— start of Provided material —

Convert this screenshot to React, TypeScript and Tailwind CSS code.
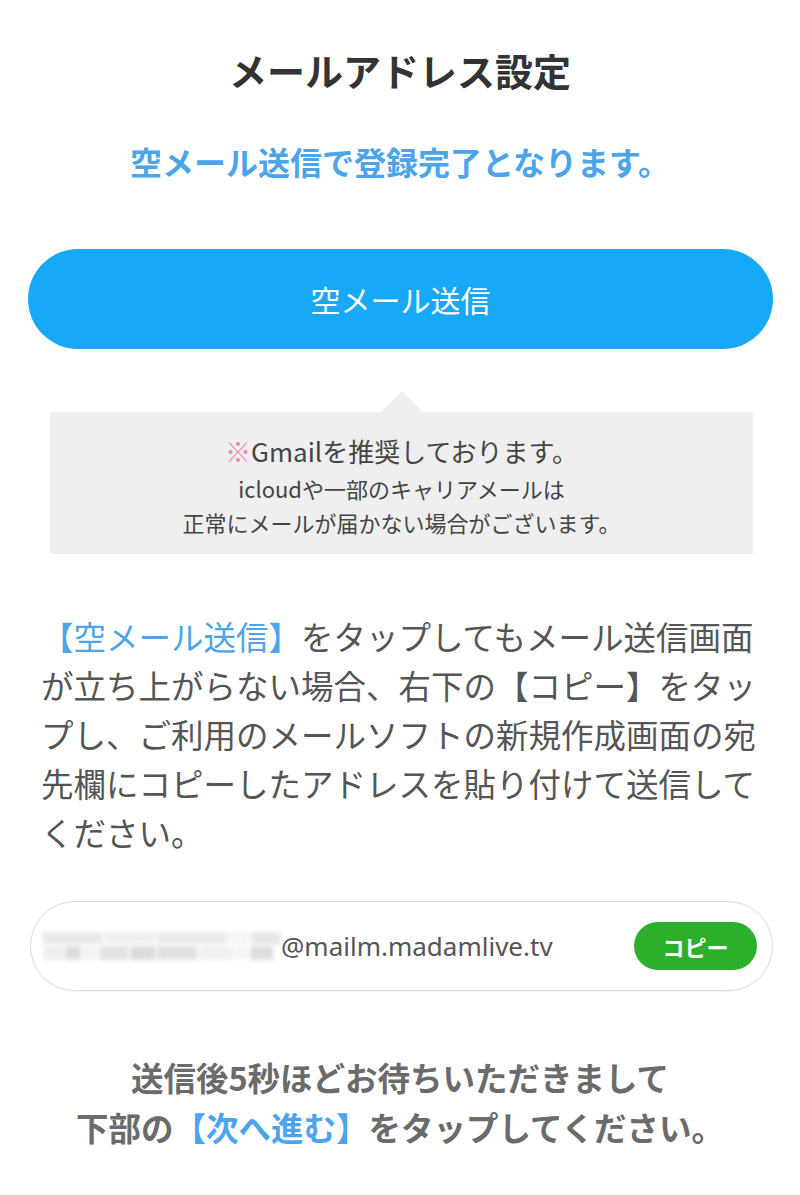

— end of Provided material —
— start of Provided material —

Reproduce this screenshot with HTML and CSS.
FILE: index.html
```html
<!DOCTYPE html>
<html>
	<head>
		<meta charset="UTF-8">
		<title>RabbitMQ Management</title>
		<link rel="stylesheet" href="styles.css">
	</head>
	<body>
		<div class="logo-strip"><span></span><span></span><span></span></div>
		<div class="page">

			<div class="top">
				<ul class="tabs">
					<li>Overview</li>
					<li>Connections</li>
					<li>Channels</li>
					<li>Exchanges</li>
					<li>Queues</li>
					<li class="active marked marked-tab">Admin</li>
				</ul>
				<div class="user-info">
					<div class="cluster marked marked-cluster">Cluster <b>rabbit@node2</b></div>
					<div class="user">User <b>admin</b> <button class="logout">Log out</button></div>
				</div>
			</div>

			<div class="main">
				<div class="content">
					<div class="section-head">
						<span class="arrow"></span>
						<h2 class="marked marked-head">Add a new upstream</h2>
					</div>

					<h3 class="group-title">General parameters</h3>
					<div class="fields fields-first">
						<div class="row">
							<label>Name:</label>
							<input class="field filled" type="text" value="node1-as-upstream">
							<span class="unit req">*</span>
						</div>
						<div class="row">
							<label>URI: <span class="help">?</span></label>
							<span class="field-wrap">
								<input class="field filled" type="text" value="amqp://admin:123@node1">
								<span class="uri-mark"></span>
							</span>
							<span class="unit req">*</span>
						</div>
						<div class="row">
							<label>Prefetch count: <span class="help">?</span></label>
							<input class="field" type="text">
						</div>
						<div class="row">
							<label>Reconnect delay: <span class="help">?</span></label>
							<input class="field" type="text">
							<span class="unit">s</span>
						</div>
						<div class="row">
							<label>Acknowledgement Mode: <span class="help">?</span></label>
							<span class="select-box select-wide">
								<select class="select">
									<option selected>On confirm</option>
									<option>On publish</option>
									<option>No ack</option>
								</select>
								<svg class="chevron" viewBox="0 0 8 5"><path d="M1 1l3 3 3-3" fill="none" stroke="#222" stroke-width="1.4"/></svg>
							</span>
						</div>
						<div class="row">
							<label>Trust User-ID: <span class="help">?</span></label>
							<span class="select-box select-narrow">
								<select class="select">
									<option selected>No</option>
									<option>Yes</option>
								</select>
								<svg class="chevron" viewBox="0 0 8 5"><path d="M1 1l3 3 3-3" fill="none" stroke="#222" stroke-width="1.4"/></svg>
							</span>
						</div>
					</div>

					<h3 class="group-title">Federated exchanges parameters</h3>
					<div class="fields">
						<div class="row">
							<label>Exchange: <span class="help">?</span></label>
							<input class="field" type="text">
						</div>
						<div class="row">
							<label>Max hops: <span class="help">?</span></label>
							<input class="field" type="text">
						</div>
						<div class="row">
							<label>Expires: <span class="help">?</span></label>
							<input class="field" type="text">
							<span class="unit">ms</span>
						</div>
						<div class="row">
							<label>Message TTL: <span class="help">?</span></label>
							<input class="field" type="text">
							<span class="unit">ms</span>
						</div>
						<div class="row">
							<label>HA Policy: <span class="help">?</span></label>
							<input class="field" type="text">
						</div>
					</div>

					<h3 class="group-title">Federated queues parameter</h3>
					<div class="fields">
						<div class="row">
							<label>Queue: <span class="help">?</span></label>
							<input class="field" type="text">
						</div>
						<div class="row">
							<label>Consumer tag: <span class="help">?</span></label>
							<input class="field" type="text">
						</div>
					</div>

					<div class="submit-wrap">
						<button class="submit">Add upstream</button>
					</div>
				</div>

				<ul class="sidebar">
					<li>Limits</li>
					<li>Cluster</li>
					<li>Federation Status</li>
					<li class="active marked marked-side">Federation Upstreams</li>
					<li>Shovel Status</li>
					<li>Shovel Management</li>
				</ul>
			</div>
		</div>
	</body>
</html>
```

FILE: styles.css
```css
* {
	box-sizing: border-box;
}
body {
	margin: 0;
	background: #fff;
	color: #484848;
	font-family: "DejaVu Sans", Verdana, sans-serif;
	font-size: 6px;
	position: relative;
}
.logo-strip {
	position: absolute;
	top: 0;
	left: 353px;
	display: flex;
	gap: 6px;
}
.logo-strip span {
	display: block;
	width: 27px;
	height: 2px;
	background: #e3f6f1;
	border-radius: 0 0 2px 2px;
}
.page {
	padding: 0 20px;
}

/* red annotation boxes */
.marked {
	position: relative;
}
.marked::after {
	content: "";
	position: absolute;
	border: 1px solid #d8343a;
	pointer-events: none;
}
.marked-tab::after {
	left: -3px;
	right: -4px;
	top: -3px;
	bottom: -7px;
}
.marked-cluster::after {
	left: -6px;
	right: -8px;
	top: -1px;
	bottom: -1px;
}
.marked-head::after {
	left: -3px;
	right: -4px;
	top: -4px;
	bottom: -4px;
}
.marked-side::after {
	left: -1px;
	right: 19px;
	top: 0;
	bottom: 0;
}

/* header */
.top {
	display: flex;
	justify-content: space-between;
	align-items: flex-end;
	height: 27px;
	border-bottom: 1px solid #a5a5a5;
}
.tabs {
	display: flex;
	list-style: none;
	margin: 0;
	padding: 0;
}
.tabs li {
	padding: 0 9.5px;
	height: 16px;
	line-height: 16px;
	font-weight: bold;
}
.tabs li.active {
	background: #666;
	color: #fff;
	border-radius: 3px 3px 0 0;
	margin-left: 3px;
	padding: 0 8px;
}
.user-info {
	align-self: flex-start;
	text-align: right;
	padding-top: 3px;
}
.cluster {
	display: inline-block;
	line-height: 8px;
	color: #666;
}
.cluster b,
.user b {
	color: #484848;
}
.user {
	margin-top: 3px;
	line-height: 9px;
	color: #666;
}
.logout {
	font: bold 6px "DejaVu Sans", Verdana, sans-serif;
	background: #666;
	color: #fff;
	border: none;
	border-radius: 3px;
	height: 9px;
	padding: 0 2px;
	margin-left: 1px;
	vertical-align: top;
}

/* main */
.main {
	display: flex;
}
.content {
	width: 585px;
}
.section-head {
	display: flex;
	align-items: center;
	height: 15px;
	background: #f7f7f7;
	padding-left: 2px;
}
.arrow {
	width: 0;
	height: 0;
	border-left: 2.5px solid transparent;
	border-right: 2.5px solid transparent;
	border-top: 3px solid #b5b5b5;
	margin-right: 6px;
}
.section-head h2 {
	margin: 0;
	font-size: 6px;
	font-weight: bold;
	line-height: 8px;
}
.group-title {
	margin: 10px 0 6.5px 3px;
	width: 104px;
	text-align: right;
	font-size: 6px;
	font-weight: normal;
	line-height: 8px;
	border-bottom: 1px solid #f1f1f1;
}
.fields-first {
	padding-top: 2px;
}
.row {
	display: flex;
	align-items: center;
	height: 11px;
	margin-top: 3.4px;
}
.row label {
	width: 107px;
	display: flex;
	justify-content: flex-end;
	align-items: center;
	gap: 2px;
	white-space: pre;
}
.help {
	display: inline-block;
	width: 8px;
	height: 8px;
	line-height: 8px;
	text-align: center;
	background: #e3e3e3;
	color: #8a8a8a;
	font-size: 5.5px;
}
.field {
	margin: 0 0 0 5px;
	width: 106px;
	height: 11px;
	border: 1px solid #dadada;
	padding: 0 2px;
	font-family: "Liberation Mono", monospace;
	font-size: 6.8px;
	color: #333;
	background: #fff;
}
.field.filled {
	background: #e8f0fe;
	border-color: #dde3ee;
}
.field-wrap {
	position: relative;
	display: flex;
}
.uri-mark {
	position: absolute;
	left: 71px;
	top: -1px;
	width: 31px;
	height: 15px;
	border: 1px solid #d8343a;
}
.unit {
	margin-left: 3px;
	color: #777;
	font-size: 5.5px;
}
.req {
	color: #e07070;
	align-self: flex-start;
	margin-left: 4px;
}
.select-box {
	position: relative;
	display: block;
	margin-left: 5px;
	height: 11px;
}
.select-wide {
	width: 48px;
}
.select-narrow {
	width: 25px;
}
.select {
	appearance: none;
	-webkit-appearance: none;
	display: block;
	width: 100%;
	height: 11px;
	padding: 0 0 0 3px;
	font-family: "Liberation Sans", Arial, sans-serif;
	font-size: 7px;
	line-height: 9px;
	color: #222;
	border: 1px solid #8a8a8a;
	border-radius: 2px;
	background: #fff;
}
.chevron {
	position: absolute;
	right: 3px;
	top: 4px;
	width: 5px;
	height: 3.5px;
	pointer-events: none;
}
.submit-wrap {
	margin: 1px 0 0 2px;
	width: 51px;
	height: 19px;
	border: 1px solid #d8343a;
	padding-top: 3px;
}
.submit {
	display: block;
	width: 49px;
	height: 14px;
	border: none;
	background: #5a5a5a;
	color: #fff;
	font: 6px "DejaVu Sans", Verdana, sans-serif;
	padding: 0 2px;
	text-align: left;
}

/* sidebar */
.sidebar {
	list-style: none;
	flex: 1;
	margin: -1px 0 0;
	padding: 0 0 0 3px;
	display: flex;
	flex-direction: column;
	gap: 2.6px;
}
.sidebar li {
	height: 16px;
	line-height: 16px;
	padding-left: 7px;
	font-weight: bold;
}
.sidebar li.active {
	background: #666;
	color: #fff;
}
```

— end of Provided material —

■ Task:
Copy every line above that includes the string "this".

■ Problem solution:
Convert this screenshot to React, TypeScript and Tailwind CSS code.
Reproduce this screenshot with HTML and CSS.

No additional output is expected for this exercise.